##### DATA #####

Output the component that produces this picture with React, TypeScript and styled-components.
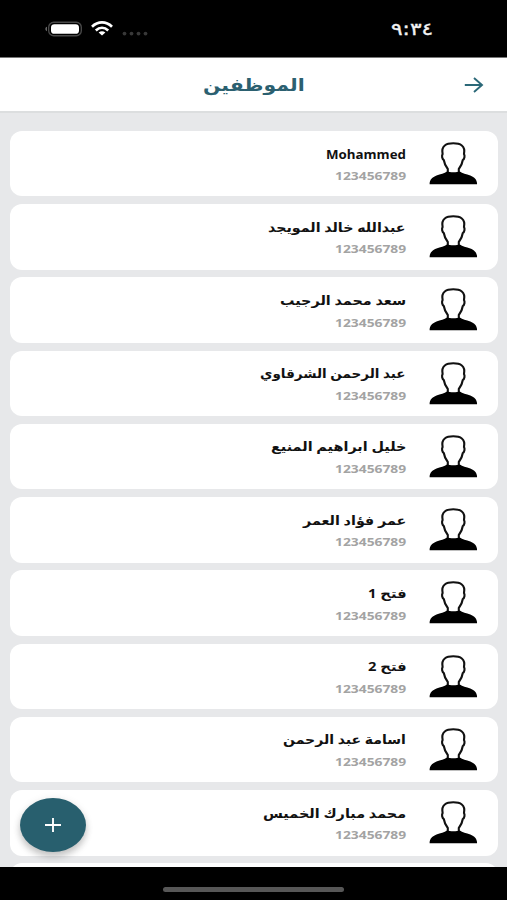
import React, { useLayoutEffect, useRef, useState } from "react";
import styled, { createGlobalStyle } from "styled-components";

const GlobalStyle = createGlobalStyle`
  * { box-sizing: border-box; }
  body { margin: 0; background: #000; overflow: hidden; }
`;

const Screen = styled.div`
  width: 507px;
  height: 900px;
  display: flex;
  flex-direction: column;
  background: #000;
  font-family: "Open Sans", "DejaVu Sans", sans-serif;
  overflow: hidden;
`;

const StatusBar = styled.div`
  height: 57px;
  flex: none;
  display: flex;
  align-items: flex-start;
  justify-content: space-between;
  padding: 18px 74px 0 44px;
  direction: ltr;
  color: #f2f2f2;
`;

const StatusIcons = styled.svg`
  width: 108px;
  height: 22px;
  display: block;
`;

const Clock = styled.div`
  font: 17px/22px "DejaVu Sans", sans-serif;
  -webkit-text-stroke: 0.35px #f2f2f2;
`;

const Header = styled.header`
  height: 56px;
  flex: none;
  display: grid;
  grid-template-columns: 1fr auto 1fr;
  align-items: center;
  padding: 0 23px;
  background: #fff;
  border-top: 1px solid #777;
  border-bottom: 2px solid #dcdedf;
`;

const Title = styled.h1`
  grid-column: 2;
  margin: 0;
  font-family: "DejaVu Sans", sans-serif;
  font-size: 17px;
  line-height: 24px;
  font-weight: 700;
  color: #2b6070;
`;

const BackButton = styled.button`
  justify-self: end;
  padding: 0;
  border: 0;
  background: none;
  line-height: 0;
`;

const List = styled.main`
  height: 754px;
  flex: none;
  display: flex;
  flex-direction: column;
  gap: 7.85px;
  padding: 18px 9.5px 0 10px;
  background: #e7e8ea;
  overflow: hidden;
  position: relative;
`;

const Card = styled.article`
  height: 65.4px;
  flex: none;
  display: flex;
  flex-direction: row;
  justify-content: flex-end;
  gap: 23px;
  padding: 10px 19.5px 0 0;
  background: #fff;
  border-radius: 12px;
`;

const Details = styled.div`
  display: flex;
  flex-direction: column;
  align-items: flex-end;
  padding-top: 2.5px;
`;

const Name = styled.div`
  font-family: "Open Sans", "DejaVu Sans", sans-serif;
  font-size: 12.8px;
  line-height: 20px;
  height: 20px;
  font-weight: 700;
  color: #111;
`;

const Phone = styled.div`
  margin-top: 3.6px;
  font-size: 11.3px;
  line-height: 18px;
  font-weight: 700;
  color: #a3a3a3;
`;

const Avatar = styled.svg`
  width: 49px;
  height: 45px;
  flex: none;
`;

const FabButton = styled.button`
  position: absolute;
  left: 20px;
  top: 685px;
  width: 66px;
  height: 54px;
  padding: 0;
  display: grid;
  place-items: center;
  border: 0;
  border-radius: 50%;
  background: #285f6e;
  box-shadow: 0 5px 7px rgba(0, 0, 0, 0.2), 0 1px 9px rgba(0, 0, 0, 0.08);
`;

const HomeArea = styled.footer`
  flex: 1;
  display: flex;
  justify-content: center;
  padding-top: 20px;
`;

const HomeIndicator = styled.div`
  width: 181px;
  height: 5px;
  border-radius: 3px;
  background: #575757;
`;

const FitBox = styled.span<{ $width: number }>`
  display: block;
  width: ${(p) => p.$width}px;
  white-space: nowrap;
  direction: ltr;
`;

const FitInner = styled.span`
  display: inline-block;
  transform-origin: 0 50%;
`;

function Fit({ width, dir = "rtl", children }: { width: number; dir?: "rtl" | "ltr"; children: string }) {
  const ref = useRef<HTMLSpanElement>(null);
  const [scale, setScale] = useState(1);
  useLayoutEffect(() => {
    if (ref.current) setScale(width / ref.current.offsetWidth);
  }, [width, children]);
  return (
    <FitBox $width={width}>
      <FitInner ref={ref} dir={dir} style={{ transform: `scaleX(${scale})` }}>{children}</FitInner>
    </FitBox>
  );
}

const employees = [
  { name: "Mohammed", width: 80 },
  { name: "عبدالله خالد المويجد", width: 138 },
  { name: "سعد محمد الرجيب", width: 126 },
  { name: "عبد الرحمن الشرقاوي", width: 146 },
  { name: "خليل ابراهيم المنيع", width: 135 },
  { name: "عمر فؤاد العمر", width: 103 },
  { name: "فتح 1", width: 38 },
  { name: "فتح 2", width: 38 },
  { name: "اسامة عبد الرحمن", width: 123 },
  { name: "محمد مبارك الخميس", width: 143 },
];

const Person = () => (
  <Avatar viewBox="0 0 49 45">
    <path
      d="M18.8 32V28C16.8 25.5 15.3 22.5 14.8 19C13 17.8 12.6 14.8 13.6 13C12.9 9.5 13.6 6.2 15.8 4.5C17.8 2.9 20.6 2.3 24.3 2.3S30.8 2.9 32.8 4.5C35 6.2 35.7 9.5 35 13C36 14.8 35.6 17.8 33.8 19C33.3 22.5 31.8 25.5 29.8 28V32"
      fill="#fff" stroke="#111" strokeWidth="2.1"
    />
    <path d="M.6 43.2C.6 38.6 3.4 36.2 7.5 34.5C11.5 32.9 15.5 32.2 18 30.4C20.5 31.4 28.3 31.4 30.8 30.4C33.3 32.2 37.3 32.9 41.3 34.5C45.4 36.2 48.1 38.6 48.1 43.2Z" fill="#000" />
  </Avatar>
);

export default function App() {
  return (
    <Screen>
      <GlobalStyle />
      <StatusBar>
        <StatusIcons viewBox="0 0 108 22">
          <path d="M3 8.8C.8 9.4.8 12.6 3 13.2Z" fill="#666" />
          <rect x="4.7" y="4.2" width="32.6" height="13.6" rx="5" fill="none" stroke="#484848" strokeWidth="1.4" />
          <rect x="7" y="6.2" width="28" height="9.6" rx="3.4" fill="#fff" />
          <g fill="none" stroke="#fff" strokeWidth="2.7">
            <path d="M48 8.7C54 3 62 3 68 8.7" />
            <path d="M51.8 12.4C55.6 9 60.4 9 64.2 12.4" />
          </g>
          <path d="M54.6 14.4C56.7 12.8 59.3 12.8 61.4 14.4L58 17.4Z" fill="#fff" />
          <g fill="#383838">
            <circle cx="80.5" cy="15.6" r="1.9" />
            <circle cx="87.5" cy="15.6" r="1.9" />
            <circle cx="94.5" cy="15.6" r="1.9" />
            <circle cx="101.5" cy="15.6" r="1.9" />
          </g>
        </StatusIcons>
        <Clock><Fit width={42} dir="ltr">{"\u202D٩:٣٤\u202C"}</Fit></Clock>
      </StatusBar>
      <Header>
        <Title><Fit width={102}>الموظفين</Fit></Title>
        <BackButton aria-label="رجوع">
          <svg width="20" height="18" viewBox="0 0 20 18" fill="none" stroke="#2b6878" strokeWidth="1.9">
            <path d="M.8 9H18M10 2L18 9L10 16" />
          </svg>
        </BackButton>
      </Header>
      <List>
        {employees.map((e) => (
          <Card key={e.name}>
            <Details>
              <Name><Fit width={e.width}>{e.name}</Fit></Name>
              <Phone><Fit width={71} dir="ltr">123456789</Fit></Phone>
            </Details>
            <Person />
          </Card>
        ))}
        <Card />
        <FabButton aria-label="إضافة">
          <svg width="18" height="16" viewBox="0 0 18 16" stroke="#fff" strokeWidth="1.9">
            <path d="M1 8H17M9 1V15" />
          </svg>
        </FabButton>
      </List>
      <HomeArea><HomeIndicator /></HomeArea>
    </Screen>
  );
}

#####

## WORK REQUIRED
From the listing above, report the number of lines containing the string "React", without any accompanying remarks.

## ANSWER
2